■ STATED TASK:
The listing below begins with the first line you should copy; stop after the line containing "const columns = groups.flatMap(g", and drop every picture.
>> begin DATASET SECTION
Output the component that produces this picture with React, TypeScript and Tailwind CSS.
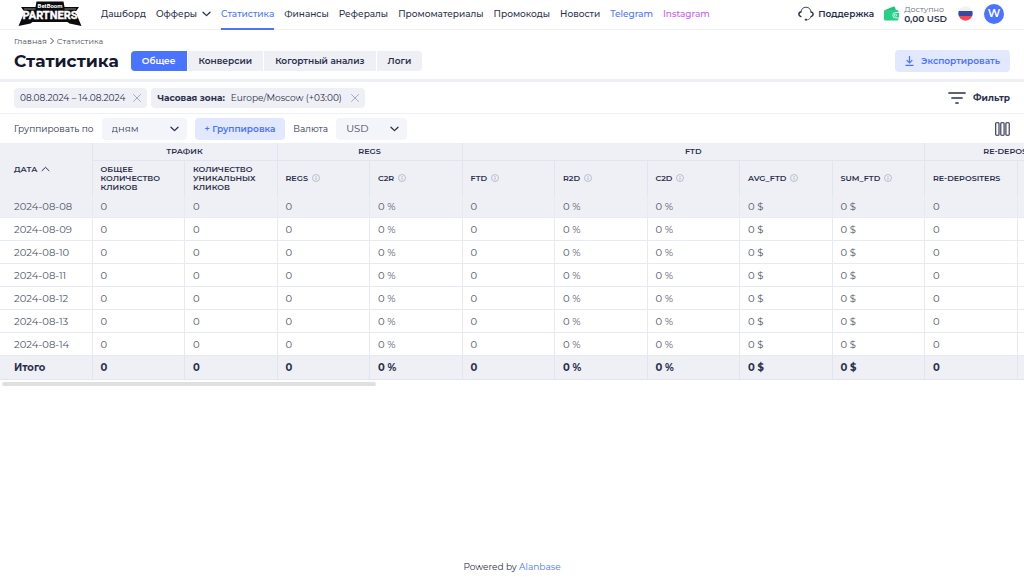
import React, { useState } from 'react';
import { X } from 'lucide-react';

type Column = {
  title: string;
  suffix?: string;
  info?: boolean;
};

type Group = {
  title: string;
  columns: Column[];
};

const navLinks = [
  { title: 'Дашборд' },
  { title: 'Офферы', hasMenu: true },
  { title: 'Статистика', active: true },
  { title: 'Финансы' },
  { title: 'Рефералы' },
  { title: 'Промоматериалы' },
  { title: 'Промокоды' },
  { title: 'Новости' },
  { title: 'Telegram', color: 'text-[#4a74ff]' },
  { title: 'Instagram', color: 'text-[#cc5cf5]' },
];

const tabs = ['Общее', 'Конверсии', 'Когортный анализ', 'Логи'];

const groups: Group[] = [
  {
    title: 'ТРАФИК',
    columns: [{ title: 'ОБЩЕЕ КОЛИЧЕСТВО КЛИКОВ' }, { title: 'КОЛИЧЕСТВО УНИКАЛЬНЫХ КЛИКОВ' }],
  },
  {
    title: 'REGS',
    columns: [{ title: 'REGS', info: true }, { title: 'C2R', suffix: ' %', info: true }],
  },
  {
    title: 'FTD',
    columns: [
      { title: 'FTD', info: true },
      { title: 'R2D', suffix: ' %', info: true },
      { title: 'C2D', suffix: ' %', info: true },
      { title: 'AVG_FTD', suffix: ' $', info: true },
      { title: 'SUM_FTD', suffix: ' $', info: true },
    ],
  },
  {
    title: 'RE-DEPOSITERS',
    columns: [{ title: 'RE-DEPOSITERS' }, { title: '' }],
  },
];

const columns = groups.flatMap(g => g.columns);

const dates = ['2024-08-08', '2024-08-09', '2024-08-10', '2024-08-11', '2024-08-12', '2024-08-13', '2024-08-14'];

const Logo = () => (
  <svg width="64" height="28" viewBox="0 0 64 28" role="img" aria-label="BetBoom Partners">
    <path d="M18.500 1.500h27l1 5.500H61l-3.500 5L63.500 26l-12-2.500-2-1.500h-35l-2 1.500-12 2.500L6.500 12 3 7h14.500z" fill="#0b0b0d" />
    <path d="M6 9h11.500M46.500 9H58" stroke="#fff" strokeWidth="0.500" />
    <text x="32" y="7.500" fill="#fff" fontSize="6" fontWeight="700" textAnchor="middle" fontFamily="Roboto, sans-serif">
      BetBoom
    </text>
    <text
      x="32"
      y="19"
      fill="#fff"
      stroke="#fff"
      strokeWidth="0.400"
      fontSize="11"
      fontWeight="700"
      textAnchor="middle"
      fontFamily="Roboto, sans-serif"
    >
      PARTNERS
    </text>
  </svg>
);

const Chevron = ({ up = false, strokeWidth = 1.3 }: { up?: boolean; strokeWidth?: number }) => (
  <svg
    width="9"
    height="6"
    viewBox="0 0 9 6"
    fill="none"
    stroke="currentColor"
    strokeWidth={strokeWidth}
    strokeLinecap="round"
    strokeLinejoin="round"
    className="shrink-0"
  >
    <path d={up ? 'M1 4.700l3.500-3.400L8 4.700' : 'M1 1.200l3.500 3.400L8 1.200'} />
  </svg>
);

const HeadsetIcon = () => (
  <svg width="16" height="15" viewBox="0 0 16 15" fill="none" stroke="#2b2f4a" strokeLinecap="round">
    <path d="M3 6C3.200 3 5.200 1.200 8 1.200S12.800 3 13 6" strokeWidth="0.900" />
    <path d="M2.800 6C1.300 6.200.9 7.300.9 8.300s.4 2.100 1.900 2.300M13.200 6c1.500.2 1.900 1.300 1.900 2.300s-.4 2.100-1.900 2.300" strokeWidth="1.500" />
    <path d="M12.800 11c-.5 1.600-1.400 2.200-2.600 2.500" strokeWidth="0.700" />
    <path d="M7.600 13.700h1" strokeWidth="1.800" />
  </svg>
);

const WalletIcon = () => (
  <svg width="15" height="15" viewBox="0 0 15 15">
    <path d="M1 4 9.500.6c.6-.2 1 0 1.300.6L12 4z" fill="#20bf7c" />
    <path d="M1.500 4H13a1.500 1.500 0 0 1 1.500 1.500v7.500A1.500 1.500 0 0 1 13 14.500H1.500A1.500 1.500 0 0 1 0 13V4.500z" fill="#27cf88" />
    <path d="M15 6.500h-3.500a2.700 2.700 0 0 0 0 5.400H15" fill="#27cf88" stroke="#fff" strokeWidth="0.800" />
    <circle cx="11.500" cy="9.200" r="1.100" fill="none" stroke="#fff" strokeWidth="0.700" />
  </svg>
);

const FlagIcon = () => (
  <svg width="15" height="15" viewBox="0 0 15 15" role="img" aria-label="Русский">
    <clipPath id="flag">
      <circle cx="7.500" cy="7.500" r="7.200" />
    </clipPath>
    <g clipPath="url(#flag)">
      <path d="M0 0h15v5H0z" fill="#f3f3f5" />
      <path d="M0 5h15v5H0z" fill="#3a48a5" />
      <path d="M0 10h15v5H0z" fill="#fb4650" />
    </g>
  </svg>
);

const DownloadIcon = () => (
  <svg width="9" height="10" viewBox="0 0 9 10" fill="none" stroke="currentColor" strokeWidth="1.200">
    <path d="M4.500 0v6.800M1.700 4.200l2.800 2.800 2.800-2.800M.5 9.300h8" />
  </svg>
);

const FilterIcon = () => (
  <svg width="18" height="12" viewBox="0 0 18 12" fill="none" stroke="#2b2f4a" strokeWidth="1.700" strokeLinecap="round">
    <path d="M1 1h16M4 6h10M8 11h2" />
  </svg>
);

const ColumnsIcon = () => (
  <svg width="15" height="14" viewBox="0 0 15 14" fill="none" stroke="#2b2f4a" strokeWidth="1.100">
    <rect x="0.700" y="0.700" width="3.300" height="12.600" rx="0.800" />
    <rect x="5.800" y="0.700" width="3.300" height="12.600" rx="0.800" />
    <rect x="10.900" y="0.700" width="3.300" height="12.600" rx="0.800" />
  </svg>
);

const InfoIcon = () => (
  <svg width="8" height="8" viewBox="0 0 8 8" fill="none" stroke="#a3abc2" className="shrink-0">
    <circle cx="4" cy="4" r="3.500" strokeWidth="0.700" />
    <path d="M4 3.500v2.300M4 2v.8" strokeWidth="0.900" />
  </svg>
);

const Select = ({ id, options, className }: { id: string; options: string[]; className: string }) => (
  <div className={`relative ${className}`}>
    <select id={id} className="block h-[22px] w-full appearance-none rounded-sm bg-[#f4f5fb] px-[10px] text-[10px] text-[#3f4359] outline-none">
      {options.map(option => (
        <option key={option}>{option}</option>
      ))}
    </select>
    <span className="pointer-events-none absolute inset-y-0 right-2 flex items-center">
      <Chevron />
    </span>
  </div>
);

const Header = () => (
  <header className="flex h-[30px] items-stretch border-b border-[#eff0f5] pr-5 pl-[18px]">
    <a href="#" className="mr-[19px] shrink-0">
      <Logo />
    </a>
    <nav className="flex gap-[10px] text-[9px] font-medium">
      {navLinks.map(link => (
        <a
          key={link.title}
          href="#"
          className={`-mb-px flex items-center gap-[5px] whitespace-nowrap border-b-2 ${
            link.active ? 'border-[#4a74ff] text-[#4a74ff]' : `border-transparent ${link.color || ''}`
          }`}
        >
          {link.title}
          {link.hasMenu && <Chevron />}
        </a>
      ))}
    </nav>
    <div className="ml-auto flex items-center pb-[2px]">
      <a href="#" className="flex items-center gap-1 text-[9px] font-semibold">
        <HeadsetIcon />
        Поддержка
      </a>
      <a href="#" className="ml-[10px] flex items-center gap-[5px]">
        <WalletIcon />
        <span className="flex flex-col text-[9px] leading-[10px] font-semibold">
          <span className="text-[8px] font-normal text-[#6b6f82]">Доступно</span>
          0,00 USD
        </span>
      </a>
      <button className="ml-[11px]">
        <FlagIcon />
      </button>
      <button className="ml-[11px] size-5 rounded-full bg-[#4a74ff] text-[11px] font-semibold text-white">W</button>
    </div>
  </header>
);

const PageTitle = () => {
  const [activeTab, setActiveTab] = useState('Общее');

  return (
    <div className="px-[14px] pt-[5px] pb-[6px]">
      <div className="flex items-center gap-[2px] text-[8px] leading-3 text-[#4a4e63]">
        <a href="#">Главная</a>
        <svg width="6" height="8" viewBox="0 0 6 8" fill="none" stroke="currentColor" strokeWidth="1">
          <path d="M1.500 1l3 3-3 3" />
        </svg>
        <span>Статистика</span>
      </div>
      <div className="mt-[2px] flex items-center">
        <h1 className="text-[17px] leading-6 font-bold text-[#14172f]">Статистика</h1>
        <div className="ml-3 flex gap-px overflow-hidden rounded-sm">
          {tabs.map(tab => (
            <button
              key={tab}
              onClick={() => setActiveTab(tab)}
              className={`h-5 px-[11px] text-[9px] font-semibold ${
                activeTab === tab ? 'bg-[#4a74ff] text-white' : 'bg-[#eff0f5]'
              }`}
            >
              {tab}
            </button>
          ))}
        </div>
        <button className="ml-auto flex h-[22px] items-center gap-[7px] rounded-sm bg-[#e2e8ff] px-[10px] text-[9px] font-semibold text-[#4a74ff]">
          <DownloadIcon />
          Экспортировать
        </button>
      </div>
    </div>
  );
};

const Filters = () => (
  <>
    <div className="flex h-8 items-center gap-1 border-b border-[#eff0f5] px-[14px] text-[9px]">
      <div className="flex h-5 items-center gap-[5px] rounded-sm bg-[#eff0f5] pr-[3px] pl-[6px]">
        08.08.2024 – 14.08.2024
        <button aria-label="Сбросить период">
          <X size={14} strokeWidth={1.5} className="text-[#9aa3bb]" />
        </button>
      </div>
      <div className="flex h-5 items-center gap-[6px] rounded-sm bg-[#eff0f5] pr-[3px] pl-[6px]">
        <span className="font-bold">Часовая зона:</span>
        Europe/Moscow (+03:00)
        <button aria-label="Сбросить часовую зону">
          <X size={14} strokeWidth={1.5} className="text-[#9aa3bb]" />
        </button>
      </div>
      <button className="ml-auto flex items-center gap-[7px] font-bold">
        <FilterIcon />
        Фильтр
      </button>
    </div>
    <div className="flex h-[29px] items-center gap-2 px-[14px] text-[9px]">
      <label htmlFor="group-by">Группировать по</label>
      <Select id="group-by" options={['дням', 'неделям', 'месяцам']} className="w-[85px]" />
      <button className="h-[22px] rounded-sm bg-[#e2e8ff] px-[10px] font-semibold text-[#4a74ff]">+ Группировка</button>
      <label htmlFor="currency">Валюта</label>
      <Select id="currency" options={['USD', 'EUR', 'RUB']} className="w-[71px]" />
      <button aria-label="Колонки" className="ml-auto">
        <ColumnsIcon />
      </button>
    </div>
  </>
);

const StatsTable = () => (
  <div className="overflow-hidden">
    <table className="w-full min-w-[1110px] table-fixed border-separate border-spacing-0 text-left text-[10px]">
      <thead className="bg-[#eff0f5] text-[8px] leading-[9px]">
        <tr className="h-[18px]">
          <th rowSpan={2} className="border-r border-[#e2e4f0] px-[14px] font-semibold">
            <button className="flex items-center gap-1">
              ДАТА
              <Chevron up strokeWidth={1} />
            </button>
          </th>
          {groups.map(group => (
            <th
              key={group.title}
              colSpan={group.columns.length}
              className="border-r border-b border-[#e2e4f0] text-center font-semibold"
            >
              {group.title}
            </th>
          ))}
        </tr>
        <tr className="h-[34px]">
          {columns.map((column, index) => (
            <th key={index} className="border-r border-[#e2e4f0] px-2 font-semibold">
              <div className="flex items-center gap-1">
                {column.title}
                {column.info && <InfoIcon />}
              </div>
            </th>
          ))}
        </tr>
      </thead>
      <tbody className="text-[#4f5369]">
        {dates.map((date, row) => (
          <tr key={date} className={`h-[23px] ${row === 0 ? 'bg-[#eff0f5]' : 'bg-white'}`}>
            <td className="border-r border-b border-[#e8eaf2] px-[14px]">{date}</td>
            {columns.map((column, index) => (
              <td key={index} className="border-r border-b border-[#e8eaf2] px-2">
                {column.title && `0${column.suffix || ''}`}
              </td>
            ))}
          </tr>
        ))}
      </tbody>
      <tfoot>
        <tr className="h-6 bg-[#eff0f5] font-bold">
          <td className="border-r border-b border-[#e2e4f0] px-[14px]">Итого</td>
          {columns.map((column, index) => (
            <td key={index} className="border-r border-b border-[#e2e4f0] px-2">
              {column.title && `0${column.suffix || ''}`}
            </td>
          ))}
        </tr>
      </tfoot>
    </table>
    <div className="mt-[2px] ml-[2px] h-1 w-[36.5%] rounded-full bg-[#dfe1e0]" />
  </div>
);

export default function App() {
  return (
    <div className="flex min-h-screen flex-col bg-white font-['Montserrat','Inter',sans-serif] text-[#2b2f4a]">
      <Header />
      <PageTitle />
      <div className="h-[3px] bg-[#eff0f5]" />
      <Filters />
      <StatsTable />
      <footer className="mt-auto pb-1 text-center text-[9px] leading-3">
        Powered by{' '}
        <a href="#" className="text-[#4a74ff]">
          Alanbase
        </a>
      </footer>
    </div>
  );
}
>> end DATASET SECTION
■ REPLY TO THE TASK:
Output the component that produces this picture with React, TypeScript and Tailwind CSS.
import React, { useState } from 'react';
import { X } from 'lucide-react';

type Column = {
  title: string;
  suffix?: string;
  info?: boolean;
};

type Group = {
  title: string;
  columns: Column[];
};

const navLinks = [
  { title: 'Дашборд' },
  { title: 'Офферы', hasMenu: true },
  { title: 'Статистика', active: true },
  { title: 'Финансы' },
  { title: 'Рефералы' },
  { title: 'Промоматериалы' },
  { title: 'Промокоды' },
  { title: 'Новости' },
  { title: 'Telegram', color: 'text-[#4a74ff]' },
  { title: 'Instagram', color: 'text-[#cc5cf5]' },
];

const tabs = ['Общее', 'Конверсии', 'Когортный анализ', 'Логи'];

const groups: Group[] = [
  {
    title: 'ТРАФИК',
    columns: [{ title: 'ОБЩЕЕ КОЛИЧЕСТВО КЛИКОВ' }, { title: 'КОЛИЧЕСТВО УНИКАЛЬНЫХ КЛИКОВ' }],
  },
  {
    title: 'REGS',
    columns: [{ title: 'REGS', info: true }, { title: 'C2R', suffix: ' %', info: true }],
  },
  {
    title: 'FTD',
    columns: [
      { title: 'FTD', info: true },
      { title: 'R2D', suffix: ' %', info: true },
      { title: 'C2D', suffix: ' %', info: true },
      { title: 'AVG_FTD', suffix: ' $', info: true },
      { title: 'SUM_FTD', suffix: ' $', info: true },
    ],
  },
  {
    title: 'RE-DEPOSITERS',
    columns: [{ title: 'RE-DEPOSITERS' }, { title: '' }],
  },
];

const columns = groups.flatMap(g => g.columns);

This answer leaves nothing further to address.